Feature	Failure Mode	Severity	Possible Causes	Frequency	Controls	Detectability	RPN
Heat sealer platen	Platen too cool to seal bags	10	Platen damaged	9	Preventive Maintenance Schedule.	5	450
Heat sealer platen	Platen too cool to seal bags	10	Defective part	2	Temperature verified prior to use.	5	100
Heat sealer platen	Platen too cool to seal bags	10	Dirty	7		5	350

Therefore, if the cutoff was established at 400, then actions would be taken to reduce the probability of the platen being damaged with sealing or improve the detectability. This could include a visual inspection of the platen condition prior to sealing, or designing a fixture to hold the bag so as to protect the delicate part.

The disadvantage to FMEA is that they can be extremely time consuming. While very thorough, the multidisciplinary nature of the assessment can absorb a tremendous number of resources to complete a relatively routine product assessment. Despite its shortcomings, its popularity for risk assessment is justified as it is a solid methodology for managing risks.

Another type of risk assessment not seen as frequently is fault-tree analysis. More common in reliability engineering, FTA is a top-down approach that first looks at system failures and tries to decompose the failures into individual sub-system failures assigning each a probability. At the end, probabilities are calculated for each branch to determine to possibility of a system failure. Typically diagrammed in cryptic logic diagrams, they can be understood by reviewing the English translations. Using the heat sealer example, FTA might look something like this:

Sterility failure = (Heat sealer failure OR Raw material failure OR Package Breach)

Heat Sealer failure = (Platen damaged AND NOT Detected during preventive maintenance) OR (Defective Platen AND NOT Detected during installation)

It can get fairy complicated, but it is still sometimes seen.

The RA Professional's Contribution
With risk assessment typically executed by the engineering or quality assurance functions, it is imperative for the regulatory affairs function to be involved in the assessments. Engineers typically focus on the safety and functionality of the design, while quality is often targeting controls and inspections. The RA professional can incorporated regulatory risks by accurately assessing the compliance severities and ensuring controls do not affect any regulatory submissions.

Different regulatory risks are routinely underestimated by manufacturing such as product mislabeling or mixup. Often seen as a minor violation of the Good Manufacturing Practices (GMP) since no actual product was lost, the RA professional can train the team performing the risk assessment in understanding the implications associated with the distribution of adulterated products.
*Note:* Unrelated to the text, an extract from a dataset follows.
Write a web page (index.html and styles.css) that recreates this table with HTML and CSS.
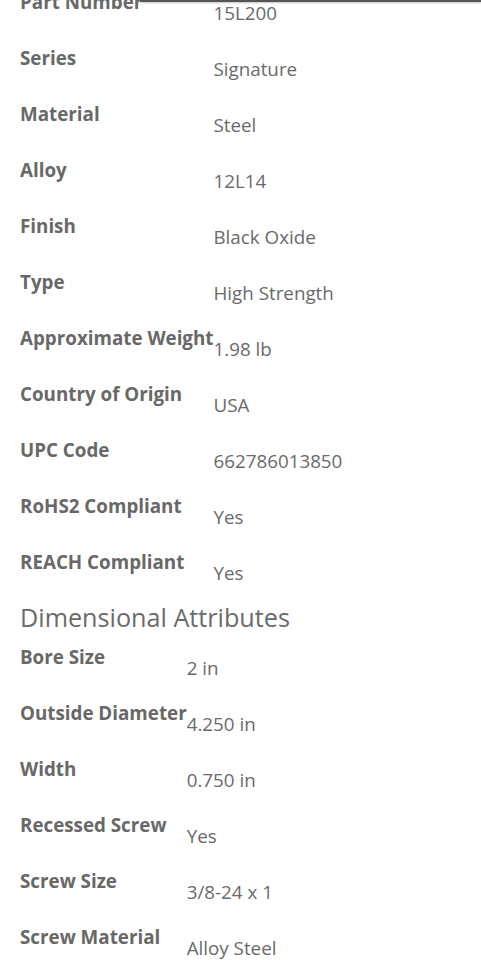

Proposed controls also may compromise the quality or integrity of a submission. If the manufacturing section of a submission indicates that a process is under statistical control and no inspection will be performed, and the quality department is recommending 100% inspection to mitigate a risk, then there is a discrepancy between what is said and what is done. The process is not truly under control with respect to all parameters and the submission is inaccurate. Likewise, controls often include additional labeling for internal use only; therefore, additional controls or procedures must be implemented to ensure that this unapproved labeling is not left on the packaging and sent to the customers.

Conclusion
Risk assessments should be done during new product development and before major process changes. Using informal assessments or the formal failure mode and effects analysis and fault tree analysis can provide systematic and repeatable determinations of risk and their impact on consumers. Regulatory affairs professionals should be involved in this process to ensure that compliance risks are accurately determined and that controls do not undermine current submissions.